Kafka also has a nice ecosystem including streaming analytics (KSQL), clients that make reading from Kafka easily horizontally scalable (have many machines acting as a single client, automatically rebalancing if one of those machines dies), exactly once processing and probably more since I last worked with it.

I'm not familiar enough with RabbitMQ to say how it compares to Kafka, but I haven't found a use case yet where Kafka isn't a good choice (except for the 'I need to set up a message broker quick and painlessly' use case because it is not a particularly fun technology to manage yourself)



I skimmed over it but it's again mostly about internal design. The high level use case I see is "publish-subscribe" which is handled by RabbitMQ and a dozen of other solutions.

One use case I see is that the events published into Kafka are persisted so e.g. some component can see a history of some events (so this is something not handled by RabbitMQ). Is it right?


Event streams between decoupled systems is kind of the sweet spot for Kafka. It's extremely easy to scale horizontally, and handles distributed work and network partitions in an easy to reason about way. I've also seen Rabbit be the bottleneck before where I've never really seen Kafka be the bottleneck in an architecture - it's very analogous to a firehose. For organizations shuttling messages and events between teams, it makes a very convenient lingua franca.


I often do the same thing... skim through articles and papers to get the gist. Trust me, this is one to ready all the way through.


That's correct - being able to "rewind" a history of a topic (queue) is a powerful concept. But, Kafka is a bit harder to operate than RabbitMQ in my experience. (Somewhat related, one of our subsystems originally was built around Kafka, but later was migrated to RabbitMQ and Postgres)


A financial exchange - order messages are routed to Kafka and partitioned by the instruments symbol, match engines associated with a given set of symbols consume from their assigned partition. When a match-engine goes down it can reconstruct the order book by replaying from a given offset.

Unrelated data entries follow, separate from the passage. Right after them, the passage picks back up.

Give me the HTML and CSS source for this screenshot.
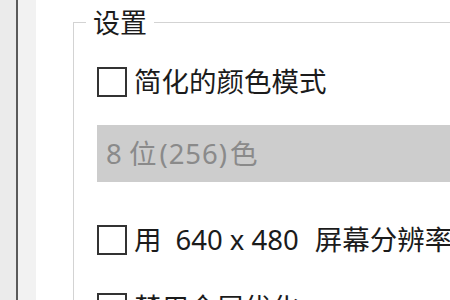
FILE: index.html
```html
<!DOCTYPE html>
<html lang="zh-CN">
<head>
<meta charset="utf-8">
<title>设置</title>
<link rel="stylesheet" href="styles.css">
</head>
<body>
<div class="window">
  <div class="edge"></div>
  <div class="divider"></div>
  <div class="gutter"></div>
  <div class="panel">
    <fieldset class="group">
      <legend class="group-title">设置</legend>
      <div class="rows">
        <label class="check-row row-1"><span class="box"></span><span class="label">简化的颜色模式</span></label>
        <div class="select-disabled">8 位<span class="num">(256)</span>色</div>
        <label class="check-row row-2"><span class="box"></span><span class="label">用<span class="latin">640 x 480</span>屏幕分辨率运行</span></label>
        <label class="check-row row-3"><span class="box"></span><span class="label">禁用全屏优化</span></label>
      </div>
    </fieldset>
  </div>
</div>
</body>
</html>
```
FILE: styles.css
```css
html, body {
  margin: 0;
  padding: 0;
  width: 450px;
  height: 300px;
  overflow: hidden;
  background: #ffffff;
  font-family: "Noto Sans", "Noto Sans CJK SC", sans-serif;
  color: #1b1b1b;
}
.window {
  display: flex;
  height: 300px;
  width: 450px;
  overflow: hidden;
}
.edge {
  width: 16px;
  flex: none;
  background: #ebebeb;
}
.divider {
  width: 2px;
  flex: none;
  background: #5a5a5a;
}
.gutter {
  width: 18px;
  flex: none;
  background: #f2f2f2;
}
.panel {
  flex: 1;
  background: #ffffff;
  padding-left: 37px;
  min-width: 0;
}
.group {
  margin: 8px 0 0 0;
  width: 600px;
  border: 1px solid #d3d3d3;
  border-right: none;
  border-bottom: none;
  padding: 0;
  min-height: 400px;
}
.group-title {
  margin-left: 12px;
  padding: 0 7px;
  font-family: "Noto Sans CJK SC", sans-serif;
  font-size: 27px;
  line-height: 28px;
  color: #1b1b1b;
}
.rows {
  display: flex;
  flex-direction: column;
  padding: 31px 0 0 23px;
}
.check-row {
  display: flex;
  align-items: center;
  height: 30px;
  white-space: nowrap;
}
.box {
  width: 26px;
  height: 26px;
  flex: none;
  border: 2px solid #333333;
  background: #ffffff;
}
.label {
  margin-left: 7px;
  font-size: 27.5px;
  line-height: 30px;
  color: #1b1b1b;
}
.latin {
  padding: 0 16px 0 14px;
}
.select-disabled {
  margin-top: 28px;
  height: 57px;
  background: #cdcdcd;
  color: #8a8a8a;
  font-size: 27.5px;
  line-height: 57px;
  padding-left: 9px;
  white-space: nowrap;
}
.num {
  padding: 0 2px 0 3px;
  letter-spacing: 1px;
}
.row-2 {
  margin-top: 43px;
}
.row-3 {
  margin-top: 38px;
}
```
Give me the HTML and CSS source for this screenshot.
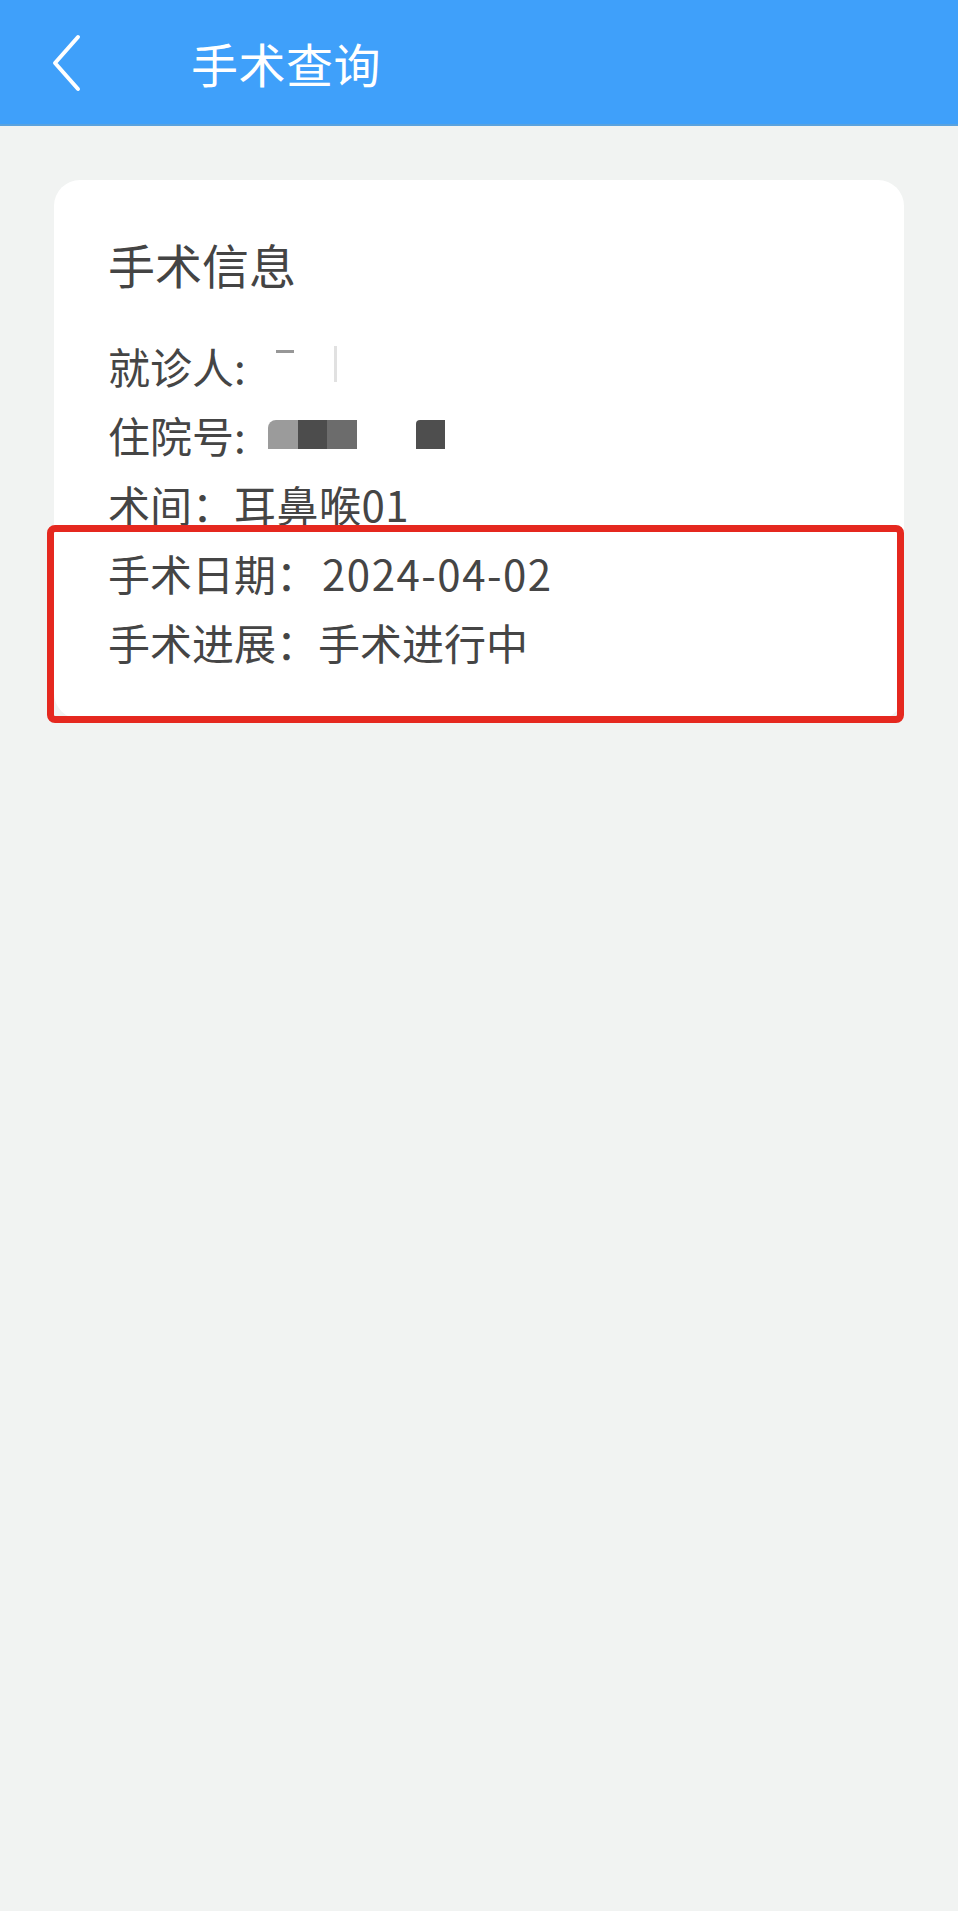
FILE: index.html
```html
<!DOCTYPE html>
<html lang="zh-CN">
<head>
<meta charset="utf-8">
<title>手术查询</title>
<link rel="stylesheet" href="styles.css">
</head>
<body>
<header class="topbar">
  <svg class="back" width="32" height="58" viewBox="0 0 32 58"><path d="M28 3 L5 29 L28 55" fill="none" stroke="#fff" stroke-width="4" stroke-linecap="round" stroke-linejoin="round"/></svg>
  <h1 class="title">手术查询</h1>
</header>
<main class="content">
  <section class="card">
    <h2 class="card-title">手术信息</h2>
    <div class="row"><span class="label">就诊人:</span><span class="blur-name"><i class="bn1"></i><i class="bn2"></i></span></div>
    <div class="row"><span class="label">住院号:</span><span class="pix"><i class="p1"></i><i class="p2"></i><i class="p3"></i><i class="pgap"></i><i class="p4"></i></span></div>
    <div class="row"><span class="label">术间：</span><span class="value room">耳鼻喉01</span></div>
    <div class="row"><span class="label">手术日期：</span><span class="value num">2024-04-02</span></div>
    <div class="row"><span class="label">手术进展：</span><span class="value">手术进行中</span></div>
    <div class="highlight"></div>
  </section>
</main>
</body>
</html>
```
FILE: styles.css
```css
* { box-sizing: border-box; }
html, body { margin: 0; padding: 0; }
body {
  width: 958px;
  min-height: 1911px;
  background: #f1f3f2;
  font-family: "Noto Sans CJK SC", "Noto Sans", sans-serif;
  color: #454545;
}
.topbar {
  height: 126px;
  background: #3fa0fa;
  border-bottom: 2px solid #5aa2de;
  display: flex;
  align-items: center;
  padding-left: 50px;
}
.back { display: block; margin-top: 2px; }
.title {
  margin: 0 0 0 109px;
  font-size: 47px;
  font-weight: 400;
  color: #fff;
  line-height: 1;
  letter-spacing: 0.5px;
}
.content { padding: 54px 54px 0; }
.card {
  position: relative;
  background: #fff;
  border-radius: 26px;
  padding: 51px 54px 43px;
}
.card-title {
  margin: 0 0 34px;
  font-size: 47px;
  font-weight: 400;
  line-height: 66px;
  color: #444;
}
.row {
  display: flex;
  align-items: center;
  height: 69px;
  font-size: 42px;
  color: #454545;
}
.label { white-space: nowrap; }
.value { white-space: nowrap; }
.room { letter-spacing: 0.5px; }
.num { letter-spacing: 1.5px; margin-left: 4px; }
.blur-name { position: relative; display: inline-block; width: 120px; height: 40px; margin-left: 24px; }
.blur-name i { position: absolute; display: block; background: #6b6b6b; }
.bn1 { left: 6px; top: 4px; width: 18px; height: 3px; opacity: .7; }
.bn2 { left: 64px; top: 0; width: 3px; height: 36px; opacity: .2; }
.pix { display: flex; margin-left: 22px; height: 29px; }
.pix i { display: block; height: 29px; }
.p1 { width: 30px; background: #9b9b9b; border-radius: 8px 0 0 0; }
.p2 { width: 29px; background: #4c4c4c; }
.p3 { width: 30px; background: #6c6c6c; }
.pgap { width: 59px; }
.p4 { width: 29px; background: #4e4e4e; border-radius: 4px 0 0 0; }
.highlight {
  position: absolute;
  left: -7px;
  top: 345px;
  width: 857px;
  height: 198px;
  border: 7px solid #e5281f;
  border-radius: 8px;
  pointer-events: none;
}
```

It's basically a high speed transaction log, persistent, distributed, easily scalable, that happens to store messages to do messaging brokering very well.


Increasingly, all technology news sounds like:

"X: a blazingly fast X built on top of {something I vaguely thought did X}"


"Please don't post shallow dismissals, especially of other people's work. A good critical comment teaches us something."

https://news.ycombinator.com/newsguidelines.html


Hermes seems to wrap Kafka with HTTP to make integrating it simpler (and I think less robust).


Don't forget "modern".


Ironically: Hermes was the name of a JMS user interface/testing tool.


It's also the name of a hilariously bad courier in the UK - so bad in fact that most people call it Herpes instead.


It’s also the name of a bureaucrat on a certain tv show.


curiously, nobody mentions the clothing designer :)


thought it was a handbag designer.


I think it's more a case of the same inspiration (Hermes, the Greek messenger of the gods) than irony.


also the god of thievery and tricksters.


My thoughts exactly. (I immediately remembered the old-time JMS UI. I think it was on SourceForge.)